Fue maestro en todos los rincones de su alma y de su múltiple labor sin egoísmo. Enseñó con su vida amor a la lectura que está con él en sus insomnios felices; enseñó del mismo modo, afecto al libro capital que vence al tiempo, y delicado desdén ante los efímeros textos de moda; exhortó diariamente a la fidelidad a la vocación intelectual y al rigor en el método del trabajo, y profesó en su actitud sin rencores –fueron sus palabras en cierta ocasión- la solidaridad en el amor y rechazó la solidaridad en los odios.

Luego de las solemnes ceremonias, después de las legítimas condecoraciones, más lejos de los triunfos diplomáticos y más profundo que la consagración académica, queda de Víctor Andrés Belaunde decantada la sencillez cordial del hombre limpio que vivió la amistad sin excusas ni disimulo, que proclamó su creencia en el Señor sin alarde ni respectos humanos, que encarnó siempre el cristiano y tradicional sentido de familia, y que expresó en fin, con sus libros definitivos, la virtud intelectual que Dios le entregó con largueza.

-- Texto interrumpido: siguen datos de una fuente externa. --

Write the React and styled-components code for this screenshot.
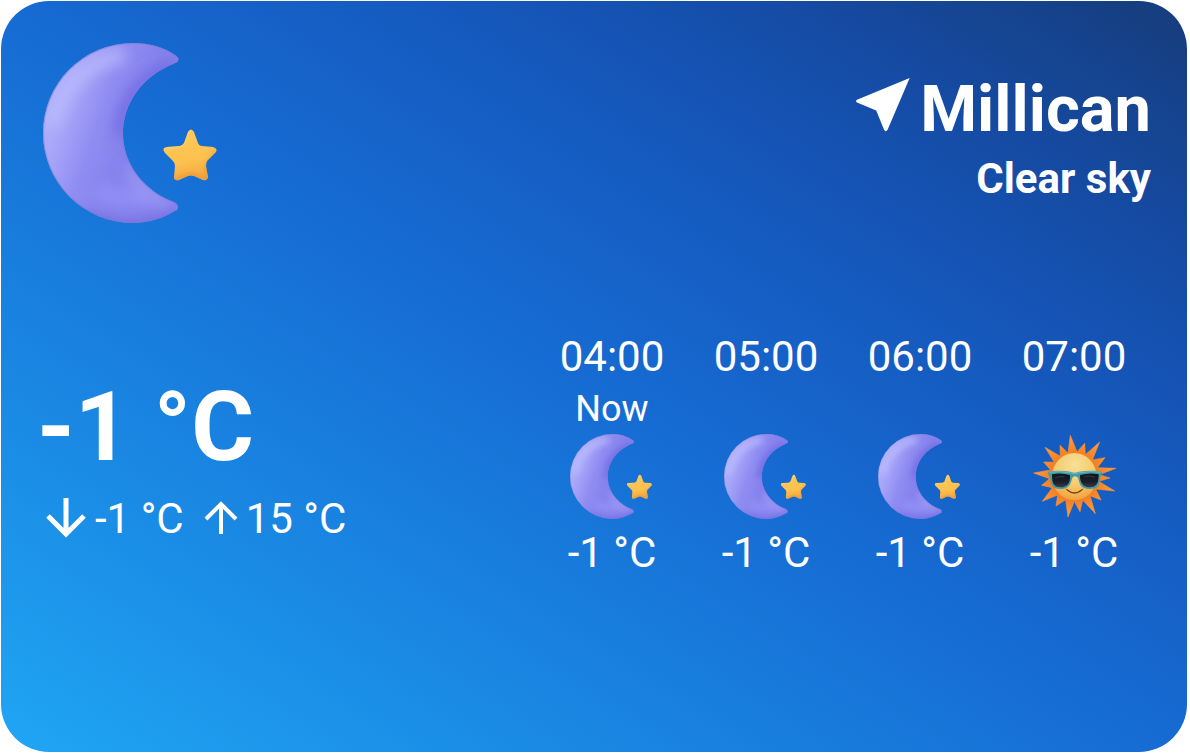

En la Universidad Católica fue el Instituto Riva Agüero su obra entrañable de los últimos veinte años, cuando dividió su tiempo entre la casa de Lártiga, la ONU, la Comisión Consultiva de Relaciones Exteriores, el íntimo retiro de Chosica y sus proyectos de vital agricultor en Huacho.

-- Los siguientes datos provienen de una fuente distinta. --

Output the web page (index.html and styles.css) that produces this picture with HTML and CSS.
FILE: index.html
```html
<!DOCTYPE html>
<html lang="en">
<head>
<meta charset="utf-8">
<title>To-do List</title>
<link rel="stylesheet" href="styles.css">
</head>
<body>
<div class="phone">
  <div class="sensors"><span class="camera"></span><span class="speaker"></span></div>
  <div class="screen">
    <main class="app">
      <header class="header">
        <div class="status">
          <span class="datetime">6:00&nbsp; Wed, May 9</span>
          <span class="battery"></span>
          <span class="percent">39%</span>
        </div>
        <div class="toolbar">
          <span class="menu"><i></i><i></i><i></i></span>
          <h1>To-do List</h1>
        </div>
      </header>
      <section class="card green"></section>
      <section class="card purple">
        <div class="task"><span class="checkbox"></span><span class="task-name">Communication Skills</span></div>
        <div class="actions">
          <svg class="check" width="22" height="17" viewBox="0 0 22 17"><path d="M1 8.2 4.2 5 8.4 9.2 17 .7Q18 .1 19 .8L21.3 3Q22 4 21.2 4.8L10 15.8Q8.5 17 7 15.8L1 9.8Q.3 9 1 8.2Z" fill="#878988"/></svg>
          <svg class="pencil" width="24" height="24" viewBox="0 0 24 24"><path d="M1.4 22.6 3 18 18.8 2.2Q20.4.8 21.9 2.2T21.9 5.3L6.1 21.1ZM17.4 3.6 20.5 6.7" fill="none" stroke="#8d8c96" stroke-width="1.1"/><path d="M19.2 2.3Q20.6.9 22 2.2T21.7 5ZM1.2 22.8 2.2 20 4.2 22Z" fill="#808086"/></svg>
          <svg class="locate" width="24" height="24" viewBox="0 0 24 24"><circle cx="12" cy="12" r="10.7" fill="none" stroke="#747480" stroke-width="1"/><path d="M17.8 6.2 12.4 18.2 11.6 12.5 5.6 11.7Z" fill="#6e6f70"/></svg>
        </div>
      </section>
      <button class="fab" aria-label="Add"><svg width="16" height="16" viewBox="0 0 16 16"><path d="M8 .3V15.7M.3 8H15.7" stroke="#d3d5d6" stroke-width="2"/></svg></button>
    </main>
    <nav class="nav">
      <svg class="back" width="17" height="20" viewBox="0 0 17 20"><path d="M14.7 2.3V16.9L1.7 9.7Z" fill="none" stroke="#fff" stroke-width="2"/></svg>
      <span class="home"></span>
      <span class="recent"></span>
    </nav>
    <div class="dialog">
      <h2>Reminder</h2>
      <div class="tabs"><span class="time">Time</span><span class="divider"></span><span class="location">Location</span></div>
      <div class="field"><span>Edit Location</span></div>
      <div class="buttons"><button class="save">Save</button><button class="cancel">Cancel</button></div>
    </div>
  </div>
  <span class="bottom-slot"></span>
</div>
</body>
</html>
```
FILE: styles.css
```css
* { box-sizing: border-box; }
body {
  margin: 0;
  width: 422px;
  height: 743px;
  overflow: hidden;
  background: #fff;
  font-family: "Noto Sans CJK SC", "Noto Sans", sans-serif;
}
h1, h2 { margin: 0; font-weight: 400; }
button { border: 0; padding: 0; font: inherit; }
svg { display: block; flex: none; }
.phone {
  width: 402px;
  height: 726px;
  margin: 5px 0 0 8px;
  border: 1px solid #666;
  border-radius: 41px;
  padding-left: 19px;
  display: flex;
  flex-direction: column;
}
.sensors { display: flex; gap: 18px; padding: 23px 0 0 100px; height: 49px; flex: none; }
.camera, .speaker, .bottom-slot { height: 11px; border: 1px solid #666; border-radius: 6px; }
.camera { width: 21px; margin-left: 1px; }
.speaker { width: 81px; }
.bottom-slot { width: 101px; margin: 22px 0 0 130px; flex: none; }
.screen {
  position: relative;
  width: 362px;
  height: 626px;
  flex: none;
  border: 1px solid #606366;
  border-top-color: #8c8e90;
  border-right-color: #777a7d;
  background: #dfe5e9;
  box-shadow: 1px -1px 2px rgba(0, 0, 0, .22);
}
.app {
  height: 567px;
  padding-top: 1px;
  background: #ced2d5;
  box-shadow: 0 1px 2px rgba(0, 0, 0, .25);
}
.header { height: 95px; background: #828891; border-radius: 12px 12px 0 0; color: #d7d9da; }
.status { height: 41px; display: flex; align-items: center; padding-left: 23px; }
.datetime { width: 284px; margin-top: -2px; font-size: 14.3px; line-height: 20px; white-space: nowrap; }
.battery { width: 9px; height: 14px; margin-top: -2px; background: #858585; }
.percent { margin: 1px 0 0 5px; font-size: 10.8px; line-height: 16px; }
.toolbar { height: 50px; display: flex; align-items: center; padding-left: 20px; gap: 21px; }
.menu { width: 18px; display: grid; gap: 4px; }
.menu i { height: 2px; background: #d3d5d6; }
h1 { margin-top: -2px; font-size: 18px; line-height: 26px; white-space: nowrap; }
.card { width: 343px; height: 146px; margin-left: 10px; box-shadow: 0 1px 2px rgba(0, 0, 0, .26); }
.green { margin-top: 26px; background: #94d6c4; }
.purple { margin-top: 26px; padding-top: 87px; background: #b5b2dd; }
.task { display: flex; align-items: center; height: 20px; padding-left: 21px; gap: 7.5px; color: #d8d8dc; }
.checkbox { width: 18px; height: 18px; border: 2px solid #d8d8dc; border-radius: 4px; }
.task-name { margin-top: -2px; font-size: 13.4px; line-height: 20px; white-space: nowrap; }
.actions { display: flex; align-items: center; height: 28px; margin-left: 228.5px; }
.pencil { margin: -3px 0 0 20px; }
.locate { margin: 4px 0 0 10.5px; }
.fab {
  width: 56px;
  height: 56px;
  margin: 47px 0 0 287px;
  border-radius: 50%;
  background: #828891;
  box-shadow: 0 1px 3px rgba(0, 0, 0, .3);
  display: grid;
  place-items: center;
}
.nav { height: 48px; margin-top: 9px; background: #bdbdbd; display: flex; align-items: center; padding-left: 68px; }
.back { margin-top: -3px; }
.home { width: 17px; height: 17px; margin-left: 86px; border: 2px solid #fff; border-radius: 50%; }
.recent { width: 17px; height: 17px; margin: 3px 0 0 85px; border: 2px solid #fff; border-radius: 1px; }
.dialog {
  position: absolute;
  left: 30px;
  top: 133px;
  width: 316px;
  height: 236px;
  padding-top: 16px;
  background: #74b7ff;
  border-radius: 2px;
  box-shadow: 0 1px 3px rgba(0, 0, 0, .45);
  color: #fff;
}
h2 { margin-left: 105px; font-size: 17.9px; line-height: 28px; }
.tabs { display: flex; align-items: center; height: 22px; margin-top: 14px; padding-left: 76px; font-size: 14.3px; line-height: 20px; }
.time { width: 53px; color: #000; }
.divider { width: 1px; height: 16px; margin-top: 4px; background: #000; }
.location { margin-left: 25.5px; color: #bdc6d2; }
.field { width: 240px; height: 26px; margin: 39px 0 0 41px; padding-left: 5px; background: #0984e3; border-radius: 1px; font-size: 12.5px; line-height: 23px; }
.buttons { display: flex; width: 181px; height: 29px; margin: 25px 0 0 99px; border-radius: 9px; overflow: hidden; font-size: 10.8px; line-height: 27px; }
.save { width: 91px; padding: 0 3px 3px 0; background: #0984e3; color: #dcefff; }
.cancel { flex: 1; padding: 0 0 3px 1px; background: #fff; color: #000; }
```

Todo en el Instituto Riva Agüero es obra de Don Víctor Andrés, de su vocación de intelectual, de su creencia en el Perú, de su afecto al compañero de generación y de ilusiones. Con diaria constancia y con seguridad en su pensamiento luchó –no sin dificultades- por crear seminarios de investigación donde el alumno ganara libremente certidumbre frente al empeño intelectual y transformara su anhelo juvenil en dedicación permanente; vió con gran alegría cómo la formación de profesores universitarios era constante y cómo la tribuna del Instituto, al lado de la Biblioteca y de las publicaciones de la Casa, era una voz como él la imaginaba siempre, testimonio de seriedad en la vida de la inteligencia y de afirmación de la cultura cristiana y del destino unitario del Perú.

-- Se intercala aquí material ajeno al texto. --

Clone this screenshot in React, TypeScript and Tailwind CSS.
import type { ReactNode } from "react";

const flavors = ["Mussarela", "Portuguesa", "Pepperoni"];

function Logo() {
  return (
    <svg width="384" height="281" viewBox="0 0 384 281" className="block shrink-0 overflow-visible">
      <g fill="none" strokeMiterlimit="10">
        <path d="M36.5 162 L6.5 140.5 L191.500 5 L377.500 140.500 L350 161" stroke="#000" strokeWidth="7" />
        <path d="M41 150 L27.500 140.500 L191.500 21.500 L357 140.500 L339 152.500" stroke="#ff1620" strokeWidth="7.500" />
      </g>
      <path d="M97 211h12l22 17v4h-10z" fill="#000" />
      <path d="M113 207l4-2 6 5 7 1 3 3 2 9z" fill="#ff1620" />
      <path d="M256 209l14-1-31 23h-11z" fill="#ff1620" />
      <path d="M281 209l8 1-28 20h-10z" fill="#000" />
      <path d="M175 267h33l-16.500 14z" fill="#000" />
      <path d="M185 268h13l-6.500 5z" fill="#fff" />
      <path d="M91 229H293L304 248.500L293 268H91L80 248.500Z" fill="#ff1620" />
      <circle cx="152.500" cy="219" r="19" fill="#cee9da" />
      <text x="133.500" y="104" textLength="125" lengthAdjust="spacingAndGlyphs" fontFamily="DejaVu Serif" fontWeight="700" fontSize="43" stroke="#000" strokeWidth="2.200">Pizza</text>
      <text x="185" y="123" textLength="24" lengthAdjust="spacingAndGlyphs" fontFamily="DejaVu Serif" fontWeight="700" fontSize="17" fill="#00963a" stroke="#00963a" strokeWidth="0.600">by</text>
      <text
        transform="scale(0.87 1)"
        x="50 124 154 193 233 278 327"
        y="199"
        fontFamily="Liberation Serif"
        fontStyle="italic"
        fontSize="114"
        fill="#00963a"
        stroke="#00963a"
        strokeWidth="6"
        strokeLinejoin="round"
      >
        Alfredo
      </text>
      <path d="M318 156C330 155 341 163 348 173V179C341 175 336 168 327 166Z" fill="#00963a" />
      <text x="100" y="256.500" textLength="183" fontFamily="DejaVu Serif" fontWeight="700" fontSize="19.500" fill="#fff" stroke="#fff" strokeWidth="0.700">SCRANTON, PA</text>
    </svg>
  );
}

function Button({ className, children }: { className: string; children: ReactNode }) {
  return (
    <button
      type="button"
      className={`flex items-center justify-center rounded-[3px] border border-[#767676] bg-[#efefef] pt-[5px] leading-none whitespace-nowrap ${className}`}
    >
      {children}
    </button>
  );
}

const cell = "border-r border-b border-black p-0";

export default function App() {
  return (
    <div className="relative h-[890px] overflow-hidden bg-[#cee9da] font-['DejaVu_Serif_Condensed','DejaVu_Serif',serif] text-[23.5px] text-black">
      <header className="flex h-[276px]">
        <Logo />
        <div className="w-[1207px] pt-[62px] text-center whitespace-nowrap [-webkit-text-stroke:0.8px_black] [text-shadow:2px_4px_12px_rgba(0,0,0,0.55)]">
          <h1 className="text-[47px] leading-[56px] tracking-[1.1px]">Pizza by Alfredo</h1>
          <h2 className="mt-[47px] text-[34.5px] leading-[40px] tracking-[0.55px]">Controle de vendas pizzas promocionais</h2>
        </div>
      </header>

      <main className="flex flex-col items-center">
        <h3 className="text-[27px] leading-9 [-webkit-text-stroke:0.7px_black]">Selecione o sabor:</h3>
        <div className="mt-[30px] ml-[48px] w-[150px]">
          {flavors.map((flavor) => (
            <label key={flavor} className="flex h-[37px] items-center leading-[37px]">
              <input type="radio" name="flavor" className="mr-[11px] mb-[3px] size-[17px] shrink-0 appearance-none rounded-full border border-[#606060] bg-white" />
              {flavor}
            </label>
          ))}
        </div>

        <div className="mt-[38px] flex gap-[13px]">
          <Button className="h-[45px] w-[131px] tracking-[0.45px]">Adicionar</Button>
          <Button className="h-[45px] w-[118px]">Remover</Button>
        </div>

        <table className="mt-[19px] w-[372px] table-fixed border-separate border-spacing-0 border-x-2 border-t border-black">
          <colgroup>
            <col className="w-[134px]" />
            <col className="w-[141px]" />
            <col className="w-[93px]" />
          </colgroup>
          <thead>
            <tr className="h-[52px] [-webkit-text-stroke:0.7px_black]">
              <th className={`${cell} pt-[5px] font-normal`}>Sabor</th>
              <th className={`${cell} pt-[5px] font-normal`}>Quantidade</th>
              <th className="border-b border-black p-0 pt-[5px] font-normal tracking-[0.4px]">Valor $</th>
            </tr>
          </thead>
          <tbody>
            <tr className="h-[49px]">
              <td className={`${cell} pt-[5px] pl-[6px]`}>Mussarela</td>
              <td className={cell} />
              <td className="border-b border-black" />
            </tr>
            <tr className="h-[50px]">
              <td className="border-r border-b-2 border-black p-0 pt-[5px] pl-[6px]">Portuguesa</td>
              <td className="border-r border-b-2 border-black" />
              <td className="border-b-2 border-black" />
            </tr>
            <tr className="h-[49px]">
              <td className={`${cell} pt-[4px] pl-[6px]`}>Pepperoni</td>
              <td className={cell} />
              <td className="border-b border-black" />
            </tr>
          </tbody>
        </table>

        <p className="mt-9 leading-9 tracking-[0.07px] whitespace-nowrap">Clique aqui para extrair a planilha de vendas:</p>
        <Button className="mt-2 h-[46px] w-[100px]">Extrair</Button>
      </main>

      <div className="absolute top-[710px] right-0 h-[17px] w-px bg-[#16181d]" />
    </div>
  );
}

Belaunde gozó en el Instituto Riva Agüero. Lo veo en 1946 en las tareas de reconstrucción y adorno de la casa, en los planes de los primeros seminarios, en la preparación de los programas de becas para los alumnos, y nunca lo olvidaré en el sillón de su despacho en el cual se hermanaban, como en la sobremesa de una gran familia, los serios asuntos académicos, los originales de una próxima publicación, con la visita de un personaje diplomático y con la llegada de una señora sencilla en busca de la recomendación de todos los días. A cada tema le concedía afectuosa dedicación y a todas las personas les mostraba su cariño, su cortesía; le era muy duro decir que no. Buena parte de la biografía de Belaunde queda en su escritorio y en la sala de espera que podría decir mucho de su tomo humano.

Y lo veo seguro y feliz en la tribuna del Instituto al pie del retrato de Riva Agüero y frente a sus amigos Garcilaso, Bartolomé Herrera, y el Padre Jorge; lo veo ahí con sus esquemas y lógica excelentes y con su oratoria que no resistía el apremio del papel, y lo recuerdo cuando visitaba a la Virgen del Rosario antes de llegar a la sala de conferencia siempre con el tono nervioso de creación que vivió en sus manifestaciones intelectuales. De verdad gozaba Belaunde luego de un acto académico al formular la reflexión oportuna, deducir analogías y establecer conclusiones.

Y qué decir del Perú que él nos enseñó en sus libros y en la tertulia frecuente. Para estudiar lo nuestro, hombres de todos los extremos ideológicos necesariamente tienen que acudir a la cantera de doctrina, de erudición y de crítica que se encuentra en los múltiples libros peruanistas de Don Víctor Andrés. Él vivió con gozo la interpretación del Perú como síntesis y afirmación humana. Hispanista, subrayó en el hombre español el sentido del honor y la alegría para encarar la muerte, y defensor de los Incas en Peruanidad enaltece los valores del Imperio Incaico que están presentes en el alma del Perú. Sufría hondamente Belaunde cuando advertía interpretaciones unilaterales y siempre reafirmaba con énfasis orgánico cómo todo el Perú es mestizo y cómo debemos asumir en nuestro afecto los aportes humanos creadores de la nacionalidad.
En su concepción de nuestro país, en el conocimiento de su historia y de su vida, en el cariño a sus tradiciones y a sus formas, en la defensa de los derechos de la República, en su ser completo, íntegro, muéstrase Belaunde como un peruano con todas las consecuencias. Arraigado en la historia y con la mirada alegre cara al porvenir dijo en el siglo XX el entusiasmo frente al ser mestizo que proclamó Garcilaso trescientos años antes; vivió la prestancia académica de Baquíjano y Carrillo, el amor a la naturaleza de Hipólito Unanue, la intensidad vital de Sánchez Carrión o de Vidaurre, la vocación teológica de Herrera, y entendió al Perú con la sonrisa de Palma y la maciza seriedad de Riva Agüero.

En el coloquio inefable de las almas él está muy cerca de nosotros y de sus deudos queridos, y con sus libros y con la prestancia de su ejemplo acompañará a muchas generaciones de peruanos. Él, que amó a Dios y no ocultó su afecto, vive ahora con sus muertos entrañables y sin duda quiere decirnos el bello texto agustiniano: no llores si me amas, si supieras el don de Dios y lo que es el cielo.